Against that, Whitfill and Wu’s Will Compute Bottlenecks Prevent an Intelligence Explosion? estimates the elasticity of substitution between research compute and cognitive labor across OpenAI, DeepMind, Anthropic, and DeepSeek from 2014 to 2024. Their baseline model says compute and labor are substitutes (you can trade more thinking for less hardware). But their frontier-experiments specification, which accounts for the scale of state-of-the-art runs, says they are complements. If they are complements, infinite cognitive labor with fixed compute hits a hard ceiling. A software-only intelligence explosion would stall on a hardware ceiling that no amount of cleverness can conjure away. The result is paradigm-dependent, which is the honest state of the debate. The 2025 systems automate research tasks; none has demonstrated the self-sustaining loop, and gains often shrink once inference-time tricks are stripped out, mirroring the human-review bottleneck documented in Writing Code vs Shipping Code - AI Productivity Across Tool Generations.

Try it

Build a minimal Darwin-Gödel loop (a weekend, Python + any LLM API). Write a tiny coding agent (read file, edit file, run tests) as a single script. Give it one job: improve its own edit function so it passes more cases on a held-out set of SWE-bench Lite tasks or even a handful of LeetCode problems with hidden tests. Each iteration: ask the model to propose a code change to the agent, apply it in a sandbox, run the test suite, keep the variant in an archive scored by pass rate. Watch for two things the paper reports: emergent helper behaviors you didn’t prompt (it adds retry logic, logging, validation), and the moment progress flatlines once the easy verifier-gated wins are exhausted. The flatline is the whole argument made visible.

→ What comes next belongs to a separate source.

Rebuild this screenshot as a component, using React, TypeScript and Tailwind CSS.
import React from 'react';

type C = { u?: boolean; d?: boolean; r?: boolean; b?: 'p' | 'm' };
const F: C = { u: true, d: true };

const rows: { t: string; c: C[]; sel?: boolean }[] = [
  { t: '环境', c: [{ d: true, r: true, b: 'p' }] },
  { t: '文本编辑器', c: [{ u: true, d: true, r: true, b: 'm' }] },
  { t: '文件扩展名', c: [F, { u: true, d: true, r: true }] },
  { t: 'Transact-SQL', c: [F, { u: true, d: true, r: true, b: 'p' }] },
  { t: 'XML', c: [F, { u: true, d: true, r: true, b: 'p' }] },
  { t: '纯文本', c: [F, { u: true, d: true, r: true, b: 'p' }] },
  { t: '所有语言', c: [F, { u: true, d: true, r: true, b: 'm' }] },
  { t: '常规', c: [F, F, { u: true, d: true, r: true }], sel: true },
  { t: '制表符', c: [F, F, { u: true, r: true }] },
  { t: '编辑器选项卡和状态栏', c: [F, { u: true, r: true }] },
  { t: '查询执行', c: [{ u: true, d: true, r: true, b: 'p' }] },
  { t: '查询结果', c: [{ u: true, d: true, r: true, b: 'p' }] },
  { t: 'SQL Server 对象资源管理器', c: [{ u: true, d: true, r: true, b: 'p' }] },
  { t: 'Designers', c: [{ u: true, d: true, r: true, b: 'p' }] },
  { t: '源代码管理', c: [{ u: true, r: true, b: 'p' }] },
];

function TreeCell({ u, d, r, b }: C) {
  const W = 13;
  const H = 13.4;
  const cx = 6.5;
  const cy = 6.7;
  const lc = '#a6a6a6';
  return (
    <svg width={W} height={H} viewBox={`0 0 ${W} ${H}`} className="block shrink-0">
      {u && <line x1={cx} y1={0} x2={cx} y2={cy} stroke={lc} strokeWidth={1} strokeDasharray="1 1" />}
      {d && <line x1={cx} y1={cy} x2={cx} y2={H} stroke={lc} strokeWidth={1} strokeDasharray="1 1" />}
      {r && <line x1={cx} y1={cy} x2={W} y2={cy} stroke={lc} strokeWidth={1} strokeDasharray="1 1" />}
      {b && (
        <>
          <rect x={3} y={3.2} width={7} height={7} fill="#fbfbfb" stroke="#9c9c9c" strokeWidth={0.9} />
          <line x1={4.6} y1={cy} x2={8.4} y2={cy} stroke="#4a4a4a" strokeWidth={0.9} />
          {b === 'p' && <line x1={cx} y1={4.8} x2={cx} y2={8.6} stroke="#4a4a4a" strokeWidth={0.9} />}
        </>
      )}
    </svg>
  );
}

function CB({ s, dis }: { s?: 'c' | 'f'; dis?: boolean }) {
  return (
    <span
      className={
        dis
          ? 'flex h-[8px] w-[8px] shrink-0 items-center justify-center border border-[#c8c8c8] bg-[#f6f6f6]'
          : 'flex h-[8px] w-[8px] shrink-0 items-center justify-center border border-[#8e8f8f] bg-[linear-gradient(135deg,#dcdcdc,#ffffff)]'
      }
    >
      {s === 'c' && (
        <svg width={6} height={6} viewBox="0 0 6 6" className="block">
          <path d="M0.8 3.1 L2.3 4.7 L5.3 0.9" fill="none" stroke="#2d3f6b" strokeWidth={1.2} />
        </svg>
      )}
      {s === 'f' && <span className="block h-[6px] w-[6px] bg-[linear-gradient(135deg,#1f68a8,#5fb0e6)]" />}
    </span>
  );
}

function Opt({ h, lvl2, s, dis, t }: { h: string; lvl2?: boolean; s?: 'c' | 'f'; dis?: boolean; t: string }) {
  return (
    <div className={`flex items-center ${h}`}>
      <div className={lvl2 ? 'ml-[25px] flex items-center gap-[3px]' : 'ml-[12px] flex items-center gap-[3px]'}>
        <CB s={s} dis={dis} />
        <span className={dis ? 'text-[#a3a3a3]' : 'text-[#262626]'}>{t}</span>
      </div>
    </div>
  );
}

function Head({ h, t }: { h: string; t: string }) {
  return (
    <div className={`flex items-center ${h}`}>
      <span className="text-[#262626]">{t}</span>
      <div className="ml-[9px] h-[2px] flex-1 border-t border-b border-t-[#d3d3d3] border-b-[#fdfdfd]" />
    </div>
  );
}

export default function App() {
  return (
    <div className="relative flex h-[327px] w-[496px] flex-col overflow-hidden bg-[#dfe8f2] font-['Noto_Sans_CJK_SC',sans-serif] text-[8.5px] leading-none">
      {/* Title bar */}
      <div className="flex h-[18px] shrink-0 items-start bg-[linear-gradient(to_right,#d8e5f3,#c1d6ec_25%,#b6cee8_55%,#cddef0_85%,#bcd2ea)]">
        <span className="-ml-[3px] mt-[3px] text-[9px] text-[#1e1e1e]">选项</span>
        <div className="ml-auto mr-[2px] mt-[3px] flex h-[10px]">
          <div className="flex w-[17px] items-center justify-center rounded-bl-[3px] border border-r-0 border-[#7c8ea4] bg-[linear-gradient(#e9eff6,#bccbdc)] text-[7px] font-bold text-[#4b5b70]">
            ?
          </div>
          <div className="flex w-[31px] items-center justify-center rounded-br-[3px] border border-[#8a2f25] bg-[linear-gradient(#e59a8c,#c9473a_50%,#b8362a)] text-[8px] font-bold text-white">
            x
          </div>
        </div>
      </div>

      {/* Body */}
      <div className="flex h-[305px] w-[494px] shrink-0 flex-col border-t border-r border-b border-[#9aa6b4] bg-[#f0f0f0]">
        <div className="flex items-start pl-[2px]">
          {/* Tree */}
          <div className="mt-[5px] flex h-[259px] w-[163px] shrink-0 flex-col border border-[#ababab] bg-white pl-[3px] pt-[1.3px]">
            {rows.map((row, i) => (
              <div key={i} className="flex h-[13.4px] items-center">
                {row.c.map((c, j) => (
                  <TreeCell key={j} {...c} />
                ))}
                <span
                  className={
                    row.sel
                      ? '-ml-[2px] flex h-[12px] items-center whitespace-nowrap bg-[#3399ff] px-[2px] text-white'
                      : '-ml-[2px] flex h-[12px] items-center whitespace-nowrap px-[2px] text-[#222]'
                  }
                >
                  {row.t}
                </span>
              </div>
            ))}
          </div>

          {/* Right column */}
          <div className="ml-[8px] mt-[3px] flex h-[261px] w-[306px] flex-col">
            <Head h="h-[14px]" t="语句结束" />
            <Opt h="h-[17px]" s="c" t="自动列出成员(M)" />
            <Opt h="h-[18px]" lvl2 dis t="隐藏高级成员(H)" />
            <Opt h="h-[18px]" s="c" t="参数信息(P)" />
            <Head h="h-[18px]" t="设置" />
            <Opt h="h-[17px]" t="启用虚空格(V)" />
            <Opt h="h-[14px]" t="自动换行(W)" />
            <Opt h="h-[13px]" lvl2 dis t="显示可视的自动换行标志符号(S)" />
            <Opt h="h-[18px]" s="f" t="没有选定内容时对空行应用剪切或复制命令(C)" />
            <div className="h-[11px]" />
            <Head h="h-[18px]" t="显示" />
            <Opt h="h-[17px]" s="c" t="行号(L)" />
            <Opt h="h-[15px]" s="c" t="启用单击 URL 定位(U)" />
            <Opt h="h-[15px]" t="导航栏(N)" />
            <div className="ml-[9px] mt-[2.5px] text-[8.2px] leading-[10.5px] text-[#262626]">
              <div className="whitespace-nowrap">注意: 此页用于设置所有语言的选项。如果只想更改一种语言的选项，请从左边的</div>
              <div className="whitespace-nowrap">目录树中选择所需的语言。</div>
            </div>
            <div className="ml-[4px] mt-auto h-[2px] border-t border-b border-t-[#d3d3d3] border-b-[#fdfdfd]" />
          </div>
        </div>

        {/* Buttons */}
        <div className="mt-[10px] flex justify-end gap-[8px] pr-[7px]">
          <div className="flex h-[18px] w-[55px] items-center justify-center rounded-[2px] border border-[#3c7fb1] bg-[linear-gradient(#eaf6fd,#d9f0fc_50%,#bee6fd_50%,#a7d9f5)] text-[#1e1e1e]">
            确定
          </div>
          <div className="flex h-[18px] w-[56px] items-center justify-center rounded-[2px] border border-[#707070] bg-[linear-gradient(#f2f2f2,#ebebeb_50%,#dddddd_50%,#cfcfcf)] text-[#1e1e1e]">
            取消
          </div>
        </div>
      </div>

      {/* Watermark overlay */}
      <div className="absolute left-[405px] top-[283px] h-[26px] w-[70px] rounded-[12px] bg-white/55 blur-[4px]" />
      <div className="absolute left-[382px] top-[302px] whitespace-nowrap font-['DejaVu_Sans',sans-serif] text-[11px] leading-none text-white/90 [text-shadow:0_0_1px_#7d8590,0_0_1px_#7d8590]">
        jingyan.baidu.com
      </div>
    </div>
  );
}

Strip the verifier (1-2 hours, same setup). Re-run the loop but replace the test suite with the model grading its own output. Self-improvement should stall or reverse almost immediately. That contrast is the verifier dependency from the section above, reproduced on your laptop.

Sources

Recursive self-improvement (Wikipedia) — Good’s intelligence explosion, seed AI, the Gödel machine.
Zhang et al., Darwin Gödel Machine: Open-Ended Evolution of Self-Improving Agents (arXiv 2505.22954) — the archive-based self-rewriting coding agent and its benchmark gains.
DeepMind, AlphaEvolve — evolutionary algorithm discovery, matrix multiplication and data-center results.
Whitfill & Wu, Will Compute Bottlenecks Prevent an Intelligence Explosion? (arXiv 2507.23181) — compute/labor substitutability across four frontier labs.
METR, Measuring AI Ability to Complete Long Tasks and Time Horizon 1.1 — the doubling-time evidence.
On the Limits of Self-Improving in Large Language Models (arXiv 2601.05280) — the case that RSI stalls without symbolic synthesis.